The CWP is generally defined in agronomy as water use efficiency (WUE) using the following equation [13].

$$ \mathrm{WUE}=\frac{\mathrm{Crop}\ \mathrm{yield}\ \left(\mathrm{typically}\ \mathrm{economic}\ \mathrm{yield}\right)}{\mathrm{Water}\ \mathrm{used}\ \mathrm{to}\ \mathrm{produce}\ \mathrm{the}\ \mathrm{yield}\ \left(\mathrm{ET}\right)} $$
(1)

Where crop yield is expressed in g m−2 and water used is expressed in mm, with resulting CWP having units of kg m−3 on a unit water volume basis. Values of CWP were greatest for the 100% and 75% treatments in the lysimeter fields at 1.74 and 1.78 kg m−3 (Table 1), respectively. Corresponding values for the 100% and 75% treatments in the Emeny field were 1.65 and 1.61 kg m−3. No significant difference (α = 0.05) was observed between CWP values for the 100 and 75% treatments in lysimeter or Emeny field.
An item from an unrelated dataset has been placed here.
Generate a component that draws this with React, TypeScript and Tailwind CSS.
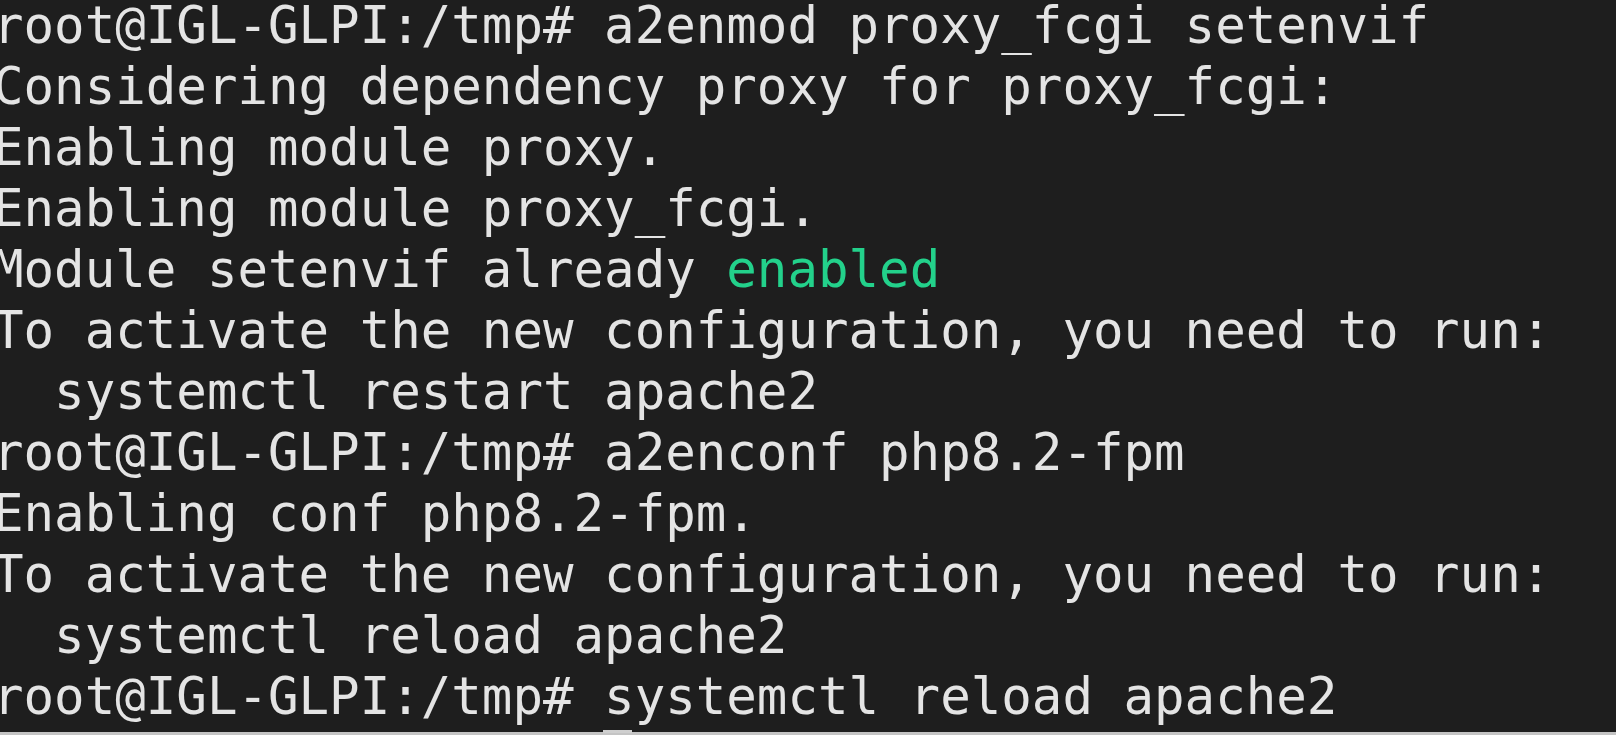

The CWP for the 50% Emeny treatment was 0.93. Decreased CWP values for the 100% Emeny field may be partially due to reduced yield resulting from plant stress during a particularly hot period spanning DOY 222–229. Although the lysimeter fields experienced this same weather, the greater frequency of irrigation there likely reduced the deleterious effects of heat stress (e.g., [3]). However, yields not much greater than 1150 kg ha−1 can be realistically expected from ~ 672 mm of seasonal water. Water use efficiency values for the 100 and 75% treatments were greater for the lysimeter fields than for the Emeny despite the greater drop height and evaporative losses associated with MESA.

Conclusions

Data from this study suggest that irrigation frequency has some impact on CWP corn grown under sprinkler irrigation, even in heavier soils with good water holding capacity. This is similar to findings of Evett et al. [3]. Although greater amounts of evaporation from bare soil are almost certainly attributed to more frequent irrigations during periods of incomplete canopy, the number of such events is limited due to the relatively rapid development of corn vegetative stages. Evaporative losses are likely further mitigated once crop height surpasses that of the sprinkler drops, which is consistent with findings of Evett et al. [5] who compared MESA irrigated corn ET, yield, and CWP with that for subsurface drip irrigated corn. Results from this study indicate that evaporative losses associated with smaller, more frequent irrigations of corn are not appreciably greater than those associated with greater, less frequent irrigations, with differences limited to early season vegetative stages. These findings suggest that corn yield is principally dependent upon seasonal water inputs and losses from frequent, smaller depth irrigations are minimal outside of incomplete canopy conditions.